— Work to be completed —
State how many lines of the entries below hold the word "React"; reply with nothing but the number.

— Listing —
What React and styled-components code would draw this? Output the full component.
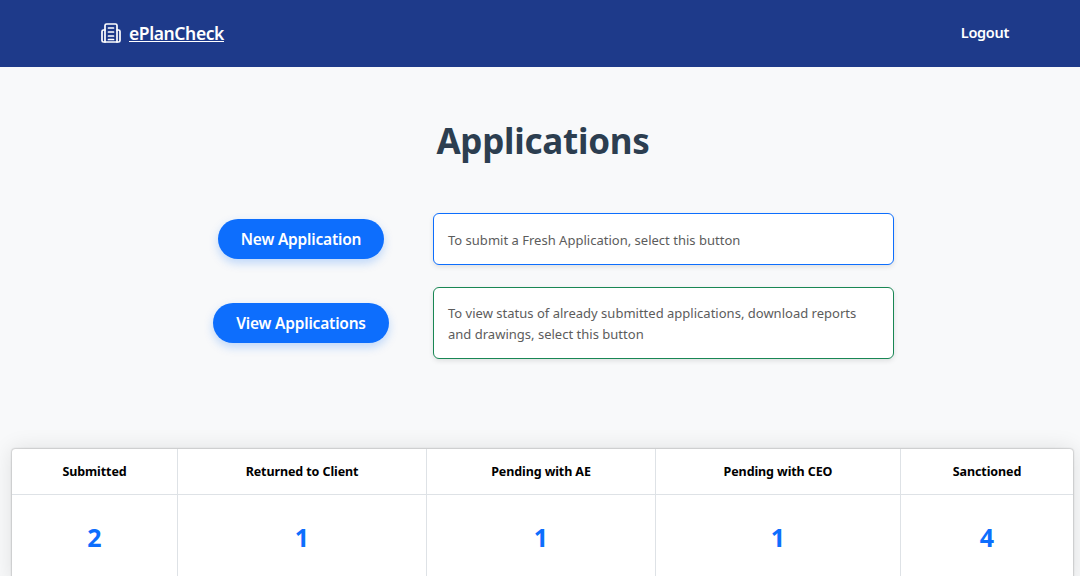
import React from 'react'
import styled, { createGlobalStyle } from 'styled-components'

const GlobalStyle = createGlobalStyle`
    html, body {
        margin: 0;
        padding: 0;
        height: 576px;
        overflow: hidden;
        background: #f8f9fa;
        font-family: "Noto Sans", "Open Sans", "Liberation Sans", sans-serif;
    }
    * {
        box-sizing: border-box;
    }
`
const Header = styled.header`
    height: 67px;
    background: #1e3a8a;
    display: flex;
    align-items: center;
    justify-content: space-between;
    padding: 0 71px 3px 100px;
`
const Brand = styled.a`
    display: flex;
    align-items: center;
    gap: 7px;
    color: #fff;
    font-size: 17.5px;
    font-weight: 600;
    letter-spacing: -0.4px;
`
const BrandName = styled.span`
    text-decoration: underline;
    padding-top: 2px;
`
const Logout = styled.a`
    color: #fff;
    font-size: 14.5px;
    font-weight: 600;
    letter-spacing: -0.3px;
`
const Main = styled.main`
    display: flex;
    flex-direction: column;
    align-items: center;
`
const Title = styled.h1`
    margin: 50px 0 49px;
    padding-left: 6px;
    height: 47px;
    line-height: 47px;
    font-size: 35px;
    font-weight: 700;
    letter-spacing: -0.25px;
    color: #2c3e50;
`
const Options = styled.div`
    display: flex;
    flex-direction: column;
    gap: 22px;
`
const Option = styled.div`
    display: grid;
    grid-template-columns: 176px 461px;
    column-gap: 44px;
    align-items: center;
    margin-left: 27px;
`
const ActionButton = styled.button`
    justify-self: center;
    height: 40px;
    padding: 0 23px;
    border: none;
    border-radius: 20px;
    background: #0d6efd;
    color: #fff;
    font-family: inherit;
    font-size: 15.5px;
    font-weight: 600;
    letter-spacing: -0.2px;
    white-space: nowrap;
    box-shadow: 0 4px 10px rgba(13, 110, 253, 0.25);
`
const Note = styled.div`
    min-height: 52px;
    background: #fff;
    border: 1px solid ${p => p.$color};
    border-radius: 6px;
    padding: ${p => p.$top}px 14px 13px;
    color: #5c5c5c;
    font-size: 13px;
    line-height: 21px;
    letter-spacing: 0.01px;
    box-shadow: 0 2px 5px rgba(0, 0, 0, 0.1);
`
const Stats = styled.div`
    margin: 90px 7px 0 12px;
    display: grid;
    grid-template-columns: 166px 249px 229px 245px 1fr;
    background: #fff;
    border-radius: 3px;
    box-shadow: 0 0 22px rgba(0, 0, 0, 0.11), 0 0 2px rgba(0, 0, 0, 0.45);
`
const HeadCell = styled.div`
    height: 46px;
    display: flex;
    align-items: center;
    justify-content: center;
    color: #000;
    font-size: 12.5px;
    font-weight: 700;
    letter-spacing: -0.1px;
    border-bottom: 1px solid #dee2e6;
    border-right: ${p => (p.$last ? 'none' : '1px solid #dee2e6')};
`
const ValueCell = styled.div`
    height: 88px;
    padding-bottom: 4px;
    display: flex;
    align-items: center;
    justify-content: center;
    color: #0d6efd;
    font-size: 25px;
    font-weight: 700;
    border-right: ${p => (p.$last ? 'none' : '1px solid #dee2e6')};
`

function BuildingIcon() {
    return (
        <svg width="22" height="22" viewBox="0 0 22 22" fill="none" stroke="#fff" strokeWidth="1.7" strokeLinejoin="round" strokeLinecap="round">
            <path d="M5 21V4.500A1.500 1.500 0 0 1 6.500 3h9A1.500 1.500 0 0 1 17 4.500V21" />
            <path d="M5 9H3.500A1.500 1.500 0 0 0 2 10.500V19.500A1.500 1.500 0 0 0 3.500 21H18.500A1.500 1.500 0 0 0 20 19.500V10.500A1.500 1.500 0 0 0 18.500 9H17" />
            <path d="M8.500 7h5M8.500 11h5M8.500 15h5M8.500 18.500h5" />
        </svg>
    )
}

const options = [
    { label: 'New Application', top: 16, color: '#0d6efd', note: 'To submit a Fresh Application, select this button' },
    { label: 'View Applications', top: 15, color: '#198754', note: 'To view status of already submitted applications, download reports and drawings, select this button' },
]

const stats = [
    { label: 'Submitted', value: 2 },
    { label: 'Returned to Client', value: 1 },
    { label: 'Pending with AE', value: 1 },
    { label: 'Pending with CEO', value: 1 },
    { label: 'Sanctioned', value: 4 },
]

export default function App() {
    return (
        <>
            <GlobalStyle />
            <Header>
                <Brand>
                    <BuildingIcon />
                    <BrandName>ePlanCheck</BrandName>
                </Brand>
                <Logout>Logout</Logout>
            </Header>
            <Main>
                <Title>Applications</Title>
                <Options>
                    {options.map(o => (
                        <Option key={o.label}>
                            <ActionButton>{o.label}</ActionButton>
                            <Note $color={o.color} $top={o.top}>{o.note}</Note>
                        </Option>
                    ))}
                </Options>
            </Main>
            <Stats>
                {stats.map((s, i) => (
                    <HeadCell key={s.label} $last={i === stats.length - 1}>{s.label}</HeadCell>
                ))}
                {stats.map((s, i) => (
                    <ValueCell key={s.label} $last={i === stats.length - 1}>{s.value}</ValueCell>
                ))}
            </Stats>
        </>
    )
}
...
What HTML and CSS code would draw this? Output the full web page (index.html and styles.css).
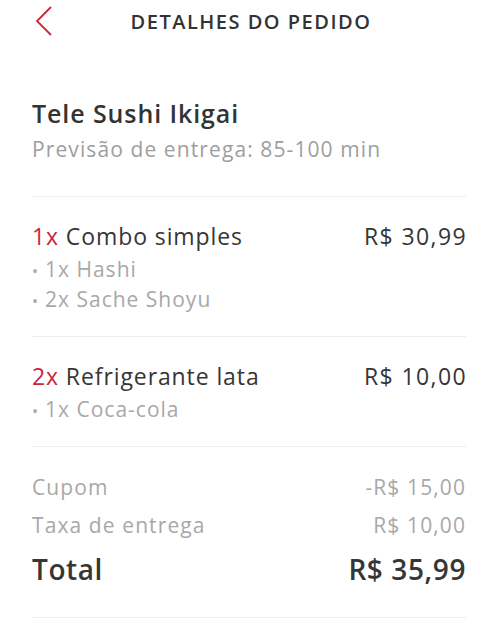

— Solution —
2